Les législatives de mercredi en Angola, qui décideront du prochain président, s’annoncent les plus serrées de l’histoire du pays. Le parti au pouvoir du chef de l’État sortant est défié par une opposition qui promet des réformes socio-économiques et qui pourrait réexaminer les relations étroites entretenues jusqu’ici avec la Russie.
Les Angolais sont appelés aux urnes mercredi 24 août pour des élections législatives qui décideront du prochain président, un scrutin annoncé comme le plus serré de l’histoire du pays, entre le parti au pouvoir depuis l’indépendance et une opposition qui promet d’enrayer pauvreté et corruption.
Les bureaux de vote seront ouverts de 7 h du matin (6 h GMT) à 18 h (17 h GMT) pour les 14 millions d’inscrits. Huit partis politiques sont en lice au total. Le candidat du parti vainqueur aux législatives sera investi chef d’État. Les résultats sont attendus quelques jours après la tenue du scrutin mais le délai peut être allongé en cas de contestation.
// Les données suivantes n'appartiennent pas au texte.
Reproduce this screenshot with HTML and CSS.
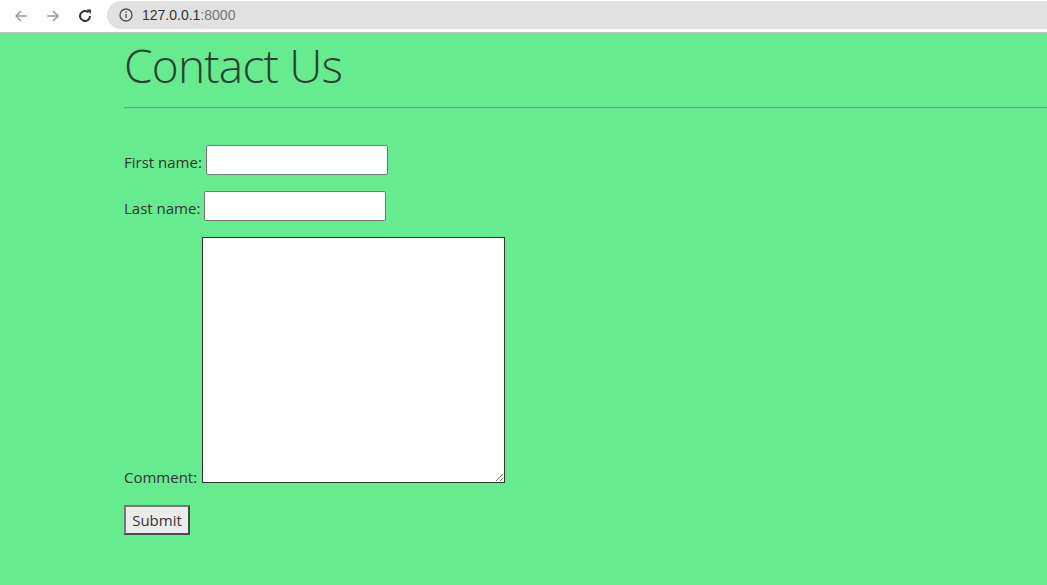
FILE: index.html
```html
<!DOCTYPE html>
<html>
<head>
<meta charset="utf-8">
<title>Contact Us</title>
<link rel="stylesheet" href="styles.css">
</head>
<body>
<div class="chrome">
  <div class="nav">
    <svg class="ico" width="16" height="16" viewBox="0 0 16 16"><path d="M14 8H3M8 3L3 8l5 5" fill="none" stroke="#9a9a9a" stroke-width="1.6"/></svg>
    <svg class="ico" width="16" height="16" viewBox="0 0 16 16"><path d="M2 8h11M8 3l5 5-5 5" fill="none" stroke="#9a9a9a" stroke-width="1.6"/></svg>
    <svg class="ico" width="16" height="16" viewBox="0 0 16 16"><path d="M13 8a5 5 0 1 1-1.5-3.6" fill="none" stroke="#333" stroke-width="2"/><path d="M9.5 1.5h4.5v4.5z" fill="#333"/></svg>
  </div>
  <div class="omnibox">
    <svg class="info" width="14" height="14" viewBox="0 0 14 14"><circle cx="7" cy="7" r="6" fill="none" stroke="#555" stroke-width="1.4"/><rect x="6.3" y="6" width="1.4" height="4" fill="#555"/><rect x="6.3" y="3.4" width="1.4" height="1.4" fill="#555"/></svg>
    <span class="url">127.0.0.1<span class="port">:8000</span></span>
  </div>
</div>
<div class="page">
  <h1 class="title">Contact Us</h1>
  <hr class="rule">
  <form class="form">
    <div class="row"><label>First name:</label><input type="text" class="field"></div>
    <div class="row"><label>Last name:</label><input type="text" class="field"></div>
    <div class="row row-comment"><label>Comment:</label><textarea class="area"></textarea></div>
    <div class="row"><button type="button" class="submit">Submit</button></div>
  </form>
</div>
</body>
</html>
```
FILE: styles.css
```css
html, body { margin: 0; padding: 0; }
body {
  background: #66eb8e;
  font-family: "Open Sans", "Noto Sans", sans-serif;
  color: #333;
  height: 585px;
  overflow: hidden;
}
.chrome {
  background: #fff;
  height: 32px;
  border-bottom: 1px solid #b9c9bd;
  display: flex;
  align-items: center;
}
.nav {
  display: flex;
  align-items: center;
  gap: 16px;
  padding-left: 13px;
  width: 94px;
}
.ico { display: block; }
.omnibox {
  flex: 1;
  height: 28px;
  margin-top: -2px;
  background: #e1e1e1;
  border-radius: 14px 0 0 14px;
  display: flex;
  align-items: center;
  padding-left: 12px;
  gap: 9px;
}
.url {
  font-family: "Liberation Sans", Arial, sans-serif;
  font-size: 14px;
  color: #333;
}
.port { color: #777; }
.page {
  padding-left: 124px;
}
.title {
  font-family: "Open Sans", sans-serif;
  font-weight: 300;
  font-size: 46px;
  margin: 0;
  padding-top: 1px;
  line-height: 62px;
  letter-spacing: -0.8px;
  color: #2f3f34;
}
.rule {
  margin: 11px 0 0 0;
  border: 0;
  border-top: 1px solid #55a971;
  border-bottom: 1px solid #72d893;
  height: 0;
}
.form {
  padding-top: 36px;
}
.row {
  display: flex;
  align-items: flex-end;
  margin-bottom: 16px;
  font-size: 15px;
}
.row label { margin-right: 4px; line-height: 18px; margin-bottom: 4px; }
.field {
  width: 182px;
  height: 30px;
  box-sizing: border-box;
  border: 1px solid #767676;
  border-radius: 2px;
  background: #fff;
  margin: 0;
  padding: 2px;
}
.area {
  width: 303px;
  height: 246px;
  box-sizing: border-box;
  border: 1px solid #333;
  background: #fff;
  margin: 0;
  resize: both;
}
.row-comment label { margin-bottom: -3px; margin-right: 5px; }
.row-comment { margin-bottom: 22px; }
.submit {
  font-family: "Open Sans", sans-serif;
  font-size: 15px;
  color: #333;
  width: 66px;
  height: 30px;
  padding: 0;
  background: #ececec;
  border: 2px solid #4a4a4a;
  border-top-color: #777;
  border-left-color: #777;
  margin: 0;
}
```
Au pouvoir depuis l’indépendance du pays de l’empire portugais en 1975, le Mouvement populaire pour la libération de l’Angola (MPLA) part favori, selon les pronostics. Le président sortant Joao Lourenço, 68 ans, brigue un second mandat.
Le score que réalisera une opposition revigorée ces dernières années par son leader, Adalberto Costa Junior, 60 ans, surnommé “ACJ”, sera particulièrement observé. À la tête de l’Unita, premier parti d’opposition, ACJ a mené sa campagne sur des promesses de réformes, de lutte contre la pauvreté et contre la corruption.
Les relations avec Moscou en jeu
Une victoire de l’Unita, qui entend revoir des liens du pays avec les puissances mondiales, pourrait affecter les relations étroites entretenues avec la Russie, alliée du MPLA durant la guerre civile angolaise.
Soutenue par les États-Unis, l’Unita a condamné l'”invasion de l’Ukraine par la Russie”, selon Adalberto Costa Junior, qui s’est rendu à Bruxelles et à Washington pour nouer des relations avec les Occidentaux avant les élections.
Le président sortant, Joao Lourenço, s’est rapproché de l’Occident depuis son élection en 2017 mais s’est abstenu, en mars dernier, de soutenir une résolution de l’ONU condamnant l’offensive de la Russie en Ukraine.
Scrutin très serré
Réputé bon orateur, Adalberto Costa Junior incarne pour certains cet espoir de “changement” réclamé par la rue, dans un pays riche en pétrole mais plongé dans de grandes difficultés économiques. L’opposant séduit aussi une jeunesse urbaine, moins attachée au MPLA que ses aînés et qui hérite d’un pays rongé par des décennies de corruption sous la présidence de José Eduardo dos Santos (1979-2017). Mort le mois dernier en Espagne, l’ancien chef d’État est accusé d’avoir détourné des milliards au profit de sa famille et ses proches.
“Il n’y a pas de démocratie avec un parti unique au pouvoir”, a fustigé lundi ACJ, lors d’un meeting à Luanda. Appelant ses partisans à se rendre aux urnes, il les a exhortés à “ne pas craindre l’alternance”.
“La marge sera plus petite que jamais”, estime Eric Humphery-Smith, analyste au cabinet britannique Verisk Maplecroft. Une enquête d’opinion effectuée en mai montrait un gain de popularité de l’Unita, créditée de 22 % des suffrages, contre 13 % en 2019. Si le MPLA bénéficie de sept points d’avance, près de la moitié des sondés ont déclaré être indécis. De nombreux jeunes vont voter pour la première fois, alors que les moins de 25 ans représentent 60 % de la population.
Risques de fraudes
Mais avec un parti au pouvoir qui a la main sur le processus électoral et les médias publics, l’opposition et une partie de l’opinion publique s’interrogent sur des possibilités de fraudes. Les réseaux sociaux ont récemment relayé des cas d’électeurs décédés pourtant inscrits sur les listes électorales.
En 2017, Joao Lourenço avait été élu avec 61 % des voix, avec l’étiquette de dauphin désigné de dos Santos. Après son élection, il a rapidement pris ses distances, lançant à la surprise générale une vaste opération “mains propres” et écartant des postes clefs les proches de son ancien mentor.
L’actuel président compte l’emporter grâce à son bilan des cinq dernières années : dans une économie dépendante du pétrole en grave récession, il a lancé des réformes ambitieuses, saluées à l’étranger, pour diversifier les sources de revenus et privatiser les entreprises publiques. “Nous avons créé et restructuré notre économie”, a-t-il déclaré lors d’un rassemblement le weekend dernier.